Column | Sinds gisteren droom ik van de Koetjesreep Wielerploeg, een cultploeg in wording
Onze redacteur werd op de redactie herinnerd aan het bestaan van Koetjesrepen en het lijkt hem bij uitstek een geschikte sponsor voor de broodnodige tweede Nederlandse profploeg. Lees zijn betoog...
Op de redactie van Wieler Revue werken we natuurlijk heel hard, maar soms hebben we het ook over koetjesrepen. Gisteren nog. Via de bekentenis dat ik weleens pindakaas eet met karamel-zeezout-smaak (sorry!) kwamen we op chocola - want dat is immers de moeder van de verkaramelliezeezoutisering van de samenleving. En wie chocola zegt, zegt Koetjesreep.
Nou ja, mijn collega Willem zei dat. Zelf was ik de Koetjesreep eerlijk gezegd een beetje vergeten. Maar na enige tijd werd ik enthousiaster en enthousiaster. Dat kwam ook zeker doordat collega Willem daad bij het woord voegde; hij verliet het pand en kwam even later terug met drie 8-packs Koetjesrepen.
Ik weet niet of het door het opsmikkelen van zo'n onovertroffen reep oud-Hollandsche chocolade kwam, maar plots kreeg ik een visioen. Ik zag wielrenners in een wit shirt met een mooie lichtblauwe ruit erop. Op het shirt stond verder een koe en de tekst 'Koetjesreep'. Het was een prachtig shirt - gelijk de verpakking.
Onlangs schreef ik een artikel waarin ik enkele Nederlandse bedrijven sommeerde onmiddellijk in te stappen in het wielrennen om zo de broodnodige tweede Nederlandse wielerprofploeg mogelijk te maken, maar die bedrijven kunnen de hand op de knip houden. Ik doe het nu voor niets anders meer dan de nu al fameuze Koetjesreep-ploeg.
In mijn hoofd hoor ik het de commentatoren al zeggen - en het klinkt uitstekend: 'Een demarrage van iemand uit de Koetjesreep-formatie. Ik kan vanuit de lucht niet goed zien wie het is, maar daar komen we zo vast achter.' En dat Karsten Kroon dan in de tussentijd een anekdote over koe vertelt die eens op z'n veranda stond.
De Koetjesreep-ploeg heeft het in zich dezelfde cultstatus te bereiken als bijvoorbeeld de Belgische IJsboerke-ploeg, die van 1973 tot 1980 actief was in het profpeloton. Koetjesreep. Het woord heeft iets magisch. Zeg het maar eens een keer of negen achter elkaar. Koetjesreep. Koetjesreep. Koetjesreep. Koetjesreep. Koetjesreep. Koetjesreep. Koetjesreep. Koetjesreep. Koetjesreep. Heerlijk toch?

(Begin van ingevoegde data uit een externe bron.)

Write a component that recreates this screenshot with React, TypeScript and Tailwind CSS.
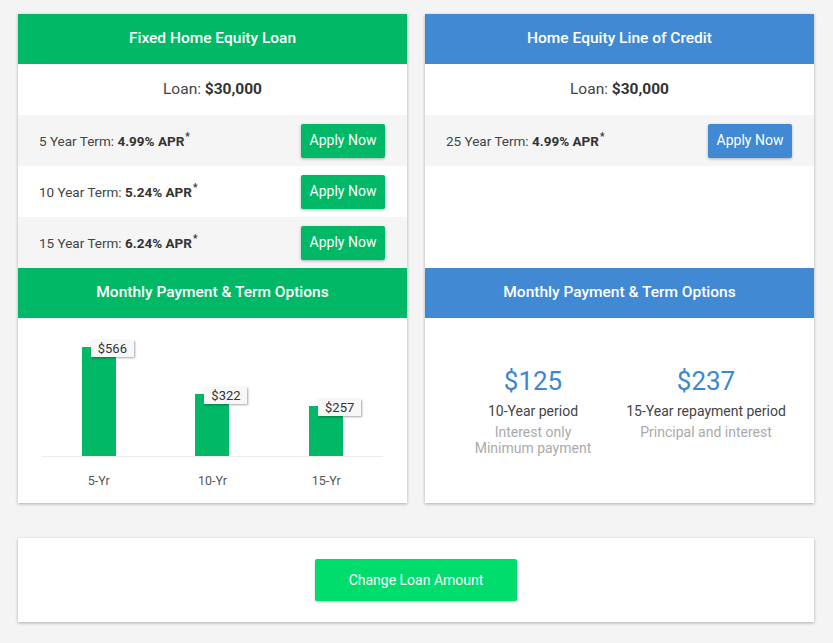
const GREEN = 'bg-[#00b865]';

interface Term {
    years: number;
    rate: string;
}

const fixedTerms: Term[] = [
    { years: 5, rate: '4.99%' },
    { years: 10, rate: '5.24%' },
    { years: 15, rate: '6.24%' },
];

const bars = [
    { label: '5-Yr', value: 566 },
    { label: '10-Yr', value: 322 },
    { label: '15-Yr', value: 257 },
];

function CardHeader({ title, color }: { title: string; color: string }) {
    return (
        <div
            className={`flex h-[50px] items-center justify-center text-[15.5px] font-medium text-white ${color}`}
        >
            {title}
        </div>
    );
}

function LoanRow() {
    return (
        <div className="flex h-[51px] items-center justify-center bg-white text-[15.5px] text-[#444]">
            Loan:&nbsp;<span className="font-bold text-[#333]">$30,000</span>
        </div>
    );
}

function TermRow({
    term,
    shaded,
    button,
}: {
    term: Term;
    shaded: boolean;
    button: string;
}) {
    return (
        <div
            className={`flex h-[51px] items-center justify-between pr-[22px] pl-[21px] ${
                shaded ? 'bg-[#f5f5f5]' : 'bg-white'
            }`}
        >
            <span className="pt-[2px] text-[13.5px] text-[#444]">
                {term.years} Year Term:{' '}
                <span className="font-bold text-[#333]">{term.rate} APR</span>
                <sup className="relative -top-[6px] ml-[1px] text-[10px] font-bold text-[#333]">*</sup>
            </span>
            <button
                className={`flex h-[34px] w-[84px] items-start justify-center rounded-[2px] pt-[6px] text-[14px] text-white shadow-[0_1px_3px_rgba(0,0,0,0.3)] ${button}`}
            >
                Apply Now
            </button>
        </div>
    );
}

function BarChart() {
    return (
        <div className="px-[24px] pt-[20px]">
            <div className="grid h-[119px] grid-cols-3 items-end border-b border-[#ececec]">
                {bars.map((b) => (
                    <div key={b.label} className="flex justify-center">
                        <div
                            className={`relative w-[34px] ${GREEN}`}
                            style={{ height: Math.round(b.value * 0.1927) }}
                        >
                            <div className="absolute -top-[7px] left-[9px] flex h-[17px] w-[43px] items-center justify-center text-[13px] text-[#333] bg-[#f7f7f7] shadow-[1px_1px_2px_rgba(0,0,0,0.35)]">
                                ${b.value}
                            </div>
                        </div>
                    </div>
                ))}
            </div>
            <div className="grid grid-cols-3 pt-[15px]">
                {bars.map((b) => (
                    <div
                        key={b.label}
                        className="text-center text-[12.5px] text-[#555]"
                    >
                        {b.label}
                    </div>
                ))}
            </div>
        </div>
    );
}

function PaymentSummary() {
    const items = [
        {
            amount: '$125',
            title: '10-Year period',
            notes: ['Interest only', 'Minimum payment'],
        },
        {
            amount: '$237',
            title: '15-Year repayment period',
            notes: ['Principal and interest'],
        },
    ];
    return (
        <div className="mx-auto grid w-[346px] grid-cols-2 pt-[48px]">
            {items.map((it) => (
                <div key={it.amount} className="flex flex-col items-center">
                    <div className="text-[26px] leading-[30px] text-[#3d87d0]">
                        {it.amount}
                    </div>
                    <div className="mt-[6px] text-[14px] leading-[18px] text-[#444]">
                        {it.title}
                    </div>
                    <div className="mt-[4px] text-center text-[14px] leading-[16px] text-[#aaa]">
                        {it.notes.map((n) => (
                            <div key={n}>{n}</div>
                        ))}
                    </div>
                </div>
            ))}
        </div>
    );
}

export default function App() {
    return (
        <div
            className="min-h-[643px] bg-[#f4f4f4] pt-[14px] pr-[19px] pl-[18px]"
            style={{ fontFamily: 'Roboto, "Liberation Sans", sans-serif' }}
        >
            <div className="grid grid-cols-2 gap-[18px]">
                <div className="bg-white shadow-[0_1px_3px_rgba(0,0,0,0.3)]">
                    <CardHeader title="Fixed Home Equity Loan" color={GREEN} />
                    <LoanRow />
                    {fixedTerms.map((t, i) => (
                        <TermRow
                            key={t.years}
                            term={t}
                            shaded={i % 2 === 0}
                            button="bg-[#00b865]"
                        />
                    ))}
                    <CardHeader title="Monthly Payment & Term Options" color={GREEN} />
                    <div className="h-[185px]">
                        <BarChart />
                    </div>
                </div>
                <div className="bg-white shadow-[0_1px_3px_rgba(0,0,0,0.3)]">
                    <CardHeader title="Home Equity Line of Credit" color="bg-[#4189d2]" />
                    <LoanRow />
                    <TermRow
                        term={{ years: 25, rate: '4.99%' }}
                        shaded
                        button="bg-[#4189d2]"
                    />
                    <div className="h-[102px]" />
                    <CardHeader title="Monthly Payment & Term Options" color="bg-[#4189d2]" />
                    <div className="h-[185px]">
                        <PaymentSummary />
                    </div>
                </div>
            </div>
            <div className="mt-[35px] flex h-[84px] items-center justify-center bg-white shadow-[0_1px_3px_rgba(0,0,0,0.3)]">
                <button className="h-[42px] w-[202px] rounded-[2px] bg-[#00dd6d] text-[14px] text-white shadow-[0_1px_2px_rgba(0,0,0,0.25)]">
                    Change Loan Amount
                </button>
            </div>
        </div>
    );
}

Maar belangrijker dan cult of magie is natuurlijk dat de Koetjesreep-ploeg (klinkt echt lekker hè?!) de leegte opvult voor jonge renners die de stap naar de World Tour nog niet niet kunnen maken, maar wel hard kunnen fietsen. Als dat lekker loopt, zou de ploeg eventueel door kunnen groeien.

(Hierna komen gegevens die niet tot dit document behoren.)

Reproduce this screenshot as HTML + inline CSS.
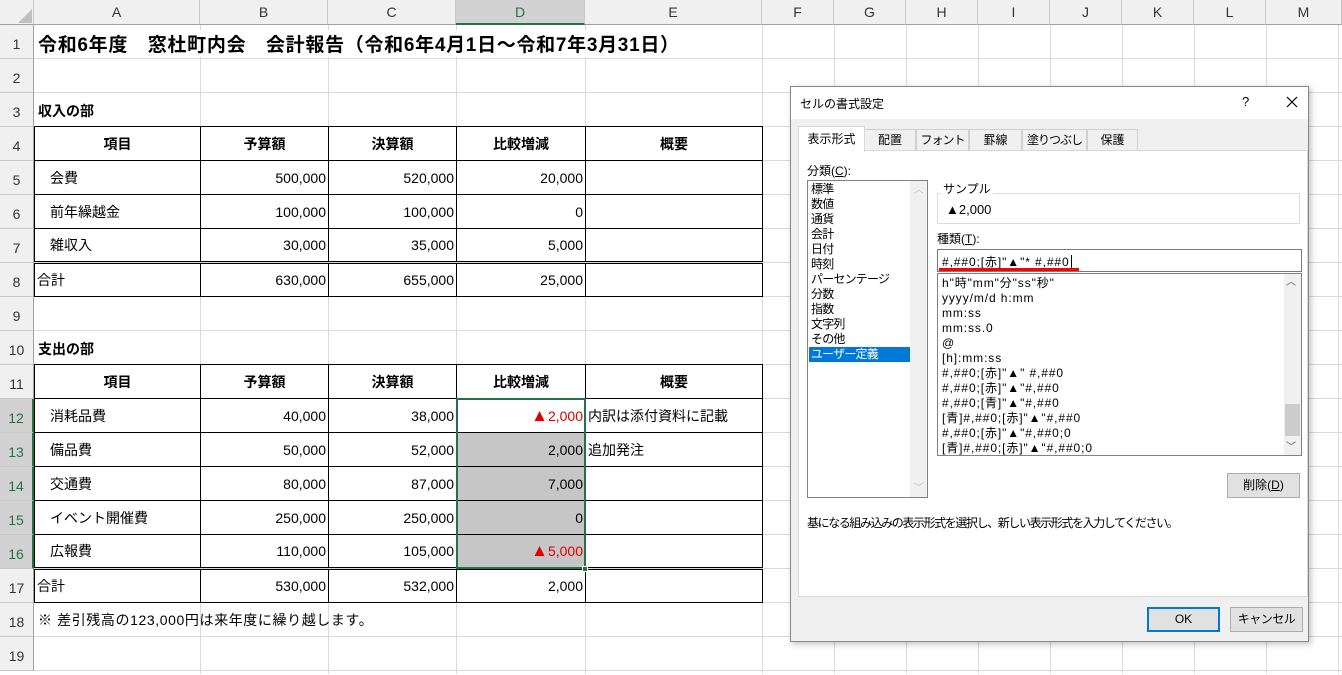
<!DOCTYPE html>
<html><head><meta charset="utf-8">
<style>
*{margin:0;padding:0;box-sizing:border-box}
body{width:1342px;height:674px;overflow:hidden;background:#fff;position:relative;font-family:"Liberation Sans","Noto Sans CJK JP",sans-serif;color:#000}
.a{position:absolute}
.hl{position:absolute;left:34px;width:1308px;height:1px;background:#dadada}
.vl{position:absolute;top:25px;width:1px;height:649px;background:#dadada}
.ch{position:absolute;top:0;height:25px;background:#f0f0f0;border-right:1px solid #c8c8c8;border-bottom:1px solid #a0a0a0;font-size:14px;text-align:center;line-height:25px;color:#333}
.rh{position:absolute;left:0;width:34px;height:34px;background:#f0f0f0;border-bottom:1px solid #c8c8c8;border-right:1px solid #a0a0a0;font-size:14px;text-align:center;line-height:38px;color:#333}
table.t{position:absolute;left:34px;border-collapse:collapse;font-size:14px}
table.t td{border:1px solid #000;height:34px;padding:0 2px}
.c{text-align:center;font-weight:bold}
.r{text-align:right}
.ind{padding-left:15px!important}
.dbl td{border-top:3px double #000!important}
.red{color:#e00000}
.tri{font-size:17px}
.g{background:#c6c6c6}
.dlg{font-size:12px}
.fm{letter-spacing:0.9px}
</style></head><body>
<div class="ch" style="left:0;width:34px;background:#f0f0f0"></div>
<svg class="a" style="left:18px;top:9px" width="14" height="14"><polygon points="14,0 14,14 0,14" fill="#c0c0c0"/></svg>
<div class="ch" style="left:34px;width:166px">A</div>
<div class="ch" style="left:200px;width:128px">B</div>
<div class="ch" style="left:328px;width:128px">C</div>
<div class="ch" style="left:456px;width:129px;background:#d2d2d2;border-bottom:2px solid #217346;color:#217346">D</div>
<div class="ch" style="left:585px;width:177px">E</div>
<div class="ch" style="left:762px;width:72px">F</div>
<div class="ch" style="left:834px;width:72px">G</div>
<div class="ch" style="left:906px;width:72px">H</div>
<div class="ch" style="left:978px;width:72px">I</div>
<div class="ch" style="left:1050px;width:72px">J</div>
<div class="ch" style="left:1122px;width:72px">K</div>
<div class="ch" style="left:1194px;width:72px">L</div>
<div class="ch" style="left:1266px;width:76px">M</div>
<div class="rh" style="top:25px">1</div>
<div class="rh" style="top:59px">2</div>
<div class="rh" style="top:93px">3</div>
<div class="rh" style="top:127px">4</div>
<div class="rh" style="top:161px">5</div>
<div class="rh" style="top:195px">6</div>
<div class="rh" style="top:229px">7</div>
<div class="rh" style="top:263px">8</div>
<div class="rh" style="top:297px">9</div>
<div class="rh" style="top:331px">10</div>
<div class="rh" style="top:365px">11</div>
<div class="rh" style="top:399px;background:#d2d2d2;color:#217346;border-right:2px solid #217346">12</div>
<div class="rh" style="top:433px;background:#d2d2d2;color:#217346;border-right:2px solid #217346">13</div>
<div class="rh" style="top:467px;background:#d2d2d2;color:#217346;border-right:2px solid #217346">14</div>
<div class="rh" style="top:501px;background:#d2d2d2;color:#217346;border-right:2px solid #217346">15</div>
<div class="rh" style="top:535px;background:#d2d2d2;color:#217346;border-right:2px solid #217346">16</div>
<div class="rh" style="top:569px">17</div>
<div class="rh" style="top:603px">18</div>
<div class="rh" style="top:637px">19</div>
<div class="hl" style="top:58px"></div><div class="hl" style="top:92px"></div><div class="hl" style="top:126px"></div>
<div class="hl" style="top:330px"></div><div class="hl" style="top:364px"></div><div class="hl" style="top:636px"></div><div class="hl" style="top:670px"></div>
<div class="hl" style="top:160px"></div><div class="hl" style="top:194px"></div><div class="hl" style="top:228px"></div><div class="hl" style="top:262px"></div><div class="hl" style="top:296px"></div>
<div class="hl" style="top:398px"></div><div class="hl" style="top:432px"></div><div class="hl" style="top:466px"></div><div class="hl" style="top:500px"></div><div class="hl" style="top:534px"></div><div class="hl" style="top:568px"></div><div class="hl" style="top:602px"></div>
<div class="vl" style="left:200px"></div><div class="vl" style="left:328px"></div><div class="vl" style="left:456px"></div><div class="vl" style="left:585px"></div><div class="vl" style="left:762px"></div><div class="vl" style="left:834px"></div><div class="vl" style="left:906px"></div><div class="vl" style="left:978px"></div><div class="vl" style="left:1050px"></div><div class="vl" style="left:1122px"></div><div class="vl" style="left:1194px"></div><div class="vl" style="left:1266px"></div><div class="vl" style="left:1338px"></div>
<div class="a" style="left:38px;top:30px;font-size:19px;letter-spacing:0.7px;font-weight:bold;white-space:nowrap;background:#fff;width:724px;height:27px">令和6年度　窓杜町内会　会計報告（令和6年4月1日～令和7年3月31日）</div>
<div class="a" style="left:38px;top:101px;font-size:14px;font-weight:bold">収入の部</div>
<div class="a" style="left:38px;top:339px;font-size:14px;font-weight:bold">支出の部</div>
<table class="t" style="top:126px">
<colgroup><col style="width:166px"><col style="width:128px"><col style="width:128px"><col style="width:129px"><col style="width:177px"></colgroup>
<tr><td class="c">項目</td><td class="c">予算額</td><td class="c">決算額</td><td class="c">比較増減</td><td class="c">概要</td></tr>
<tr><td class="ind">会費</td><td class="r">500,000</td><td class="r">520,000</td><td class="r">20,000</td><td></td></tr>
<tr><td class="ind">前年繰越金</td><td class="r">100,000</td><td class="r">100,000</td><td class="r">0</td><td></td></tr>
<tr><td class="ind">雑収入</td><td class="r">30,000</td><td class="r">35,000</td><td class="r">5,000</td><td></td></tr>
<tr class="dbl"><td>合計</td><td class="r">630,000</td><td class="r">655,000</td><td class="r">25,000</td><td></td></tr>
</table>
<table class="t" style="top:364px">
<colgroup><col style="width:166px"><col style="width:128px"><col style="width:128px"><col style="width:129px"><col style="width:177px"></colgroup>
<tr><td class="c">項目</td><td class="c">予算額</td><td class="c">決算額</td><td class="c">比較増減</td><td class="c">概要</td></tr>
<tr><td class="ind">消耗品費</td><td class="r">40,000</td><td class="r">38,000</td><td class="r red"><span class="tri">▲</span>2,000</td><td>内訳は添付資料に記載</td></tr>
<tr><td class="ind">備品費</td><td class="r">50,000</td><td class="r">52,000</td><td class="r g">2,000</td><td>追加発注</td></tr>
<tr><td class="ind">交通費</td><td class="r">80,000</td><td class="r">87,000</td><td class="r g">7,000</td><td></td></tr>
<tr><td class="ind">イベント開催費</td><td class="r">250,000</td><td class="r">250,000</td><td class="r g">0</td><td></td></tr>
<tr><td class="ind">広報費</td><td class="r">110,000</td><td class="r">105,000</td><td class="r g red"><span class="tri">▲</span>5,000</td><td></td></tr>
<tr class="dbl"><td>合計</td><td class="r">530,000</td><td class="r">532,000</td><td class="r">2,000</td><td></td></tr>
</table>
<div class="a" style="left:456px;top:398px;width:130px;height:171px;border:2px solid #217346"></div>
<div class="a" style="left:582px;top:566px;width:6px;height:6px;background:#217346;border:1px solid #fff"></div>
<div class="a" style="left:38px;top:610px;font-size:14px;letter-spacing:0.6px;white-space:nowrap">※ 差引残高の123,000円は来年度に繰り越します。</div>

<div class="a dlg" style="left:790px;top:86px;width:519px;height:556px;background:#f0f0f0;border:1px solid #888;box-shadow:2px 2px 6px rgba(0,0,0,.25)">
 <div class="a" style="left:0;top:0;width:517px;height:32px;background:#fff"></div>
 <div class="a" style="left:9px;top:8px">セルの書式設定</div>
 <div class="a" style="left:451px;top:7px;font-size:13px">?</div>
 <svg class="a" style="left:495px;top:9px" width="12" height="12"><path d="M1 1L11 11M11 1L1 11" stroke="#000" stroke-width="1.2"/></svg>
 <div class="a" style="left:73px;top:42px;width:52px;height:22px;border:1px solid #d0d0d0;background:#f0f0f0;text-align:center;line-height:20px">配置</div>
 <div class="a" style="left:125px;top:42px;width:53px;height:22px;border:1px solid #d0d0d0;background:#f0f0f0;text-align:center;line-height:20px;letter-spacing:-1px">フォント</div>
 <div class="a" style="left:178px;top:42px;width:53px;height:22px;border:1px solid #d0d0d0;background:#f0f0f0;text-align:center;line-height:20px">罫線</div>
 <div class="a" style="left:231px;top:42px;width:65px;height:22px;border:1px solid #d0d0d0;background:#f0f0f0;text-align:center;line-height:20px;letter-spacing:-1px">塗りつぶし</div>
 <div class="a" style="left:296px;top:42px;width:51px;height:22px;border:1px solid #d0d0d0;background:#f0f0f0;text-align:center;line-height:20px">保護</div>
 <div class="a" style="left:7px;top:63px;width:510px;height:447px;background:#fff;border:1px solid #d9d9d9"></div>
 <div class="a" style="left:7px;top:39px;width:67px;height:26px;background:#fff;border:1px solid #d9d9d9;border-bottom:none;text-align:center;line-height:24px">表示形式</div>
 <div class="a" style="left:16px;top:75px">分類(<u>C</u>):</div>
 <div class="a" style="left:16px;top:93px;width:121px;height:318px;border:1px solid #828282;background:#fff;line-height:15px;font-size:12px;letter-spacing:-0.8px">
  <div style="padding-left:3px;padding-top:1px">標準<br>数値<br>通貨<br>会計<br>日付<br>時刻<br>パーセンテージ<br>分数<br>指数<br>文字列<br>その他</div>
  <div style="margin-left:1px;width:101px;background:#0078d7;color:#fff;padding-left:2px">ユーザー定義</div>
  <div class="a" style="right:0;top:0;width:17px;height:316px;background:#f0f0f0"></div>
  <div class="a" style="right:4px;top:2px;color:#bbb;font-size:10px">︿</div>
  <div class="a" style="right:4px;top:300px;color:#bbb;font-size:10px">﹀</div>
 </div>
 <div class="a" style="left:146px;top:106px;width:363px;height:31px;border:1px solid #dcdcdc"></div>
 <div class="a" style="left:150px;top:93px;background:#fff;padding:0 2px">サンプル</div>
 <div class="a" style="left:155px;top:115px;font-size:13px">▲2,000</div>
 <div class="a" style="left:146px;top:143px">種類(<u>T</u>):</div>
 <div class="a fm" style="left:146px;top:162px;width:365px;height:23px;border:1px solid #7a7a7a;background:#fff;padding:3px 4px;white-space:nowrap">#,##0;[赤]"▲"* #,##0<span style="border-left:1px solid #000;margin-left:1px"></span></div>
 <div class="a" style="left:148px;top:181px;width:140px;height:3px;background:#ff0000"></div>
 <div class="a fm" style="left:146px;top:186px;width:365px;height:183px;border:1px solid #828282;background:#fff;line-height:15px;padding:2px 0 0 4px;white-space:nowrap">
h"時"mm"分"ss"秒"<br>yyyy/m/d h:mm<br>mm:ss<br>mm:ss.0<br>@<br>[h]:mm:ss<br>#,##0;[赤]"▲" #,##0<br>#,##0;[赤]"▲"#,##0<br>#,##0;[青]"▲"#,##0<br>[青]#,##0;[赤]"▲"#,##0<br>#,##0;[赤]"▲"#,##0;0<br>[青]#,##0;[赤]"▲"#,##0;0
  <div class="a" style="right:0;top:0;width:17px;height:181px;background:#f0f0f0"></div>
  <div class="a" style="right:1px;top:130px;width:15px;height:32px;background:#cdcdcd"></div>
  <div class="a" style="right:4px;top:1px;font-size:10px;color:#555">︿</div>
  <div class="a" style="right:4px;top:166px;font-size:10px;color:#555">﹀</div>
 </div>
 <div class="a" style="left:436px;top:386px;width:73px;height:25px;border:1px solid #adadad;background:#e1e1e1;text-align:center;line-height:23px">削除(<u>D</u>)</div>
 <div class="a" style="left:16px;top:427px;white-space:nowrap;letter-spacing:-1.4px">基になる組み込みの表示形式を選択し、新しい表示形式を入力してください。</div>
 <div class="a" style="left:356px;top:520px;width:73px;height:25px;border:2px solid #0078d7;background:#e1e1e1;text-align:center;line-height:21px">OK</div>
 <div class="a" style="left:439px;top:520px;width:73px;height:25px;border:1px solid #adadad;background:#e1e1e1;text-align:center;line-height:23px;letter-spacing:-0.5px">キャンセル</div>
</div>
</body></html>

Over een paar jaar zou Wout van Aert de ideale kopman zijn. Koetjesrepen worden namelijk sinds 1999 in België gemaakt, in het plaatsje Olen, en dat ligt weer vlakbij Herentals, de woonplaats van Wout van Aert, die, om het helemaal af te maken, vanwege zijn Nederlandse opa en oma de perfecte Nederlands-Belgische blikvanger is onder wiens vleugels de Nederlandse en Vlaamse talenten tot grote wasdom kunnen komen. Hup Team Koetjesreep!
Maar laten we rustig beginnen. Eerst moet Koetjesreep nog toehappen zoals ik dat gisteren deed met hun voortreffelijke reep (beetje slijmen helpt altijd). Om dat toehappen te bespoedigen heb ik via de website koetjesreep.com (bezoek die vooral om alles over de meest smaakvolle chocoladereep te wereld te weten te komen!) een berichtje naar ze gestuurd met het briljante idee voor de Koetjesreep-ploeg. Het kan toch bijna niet anders dan dat de Koetjesreep-ploeg in 2023 een feit is?!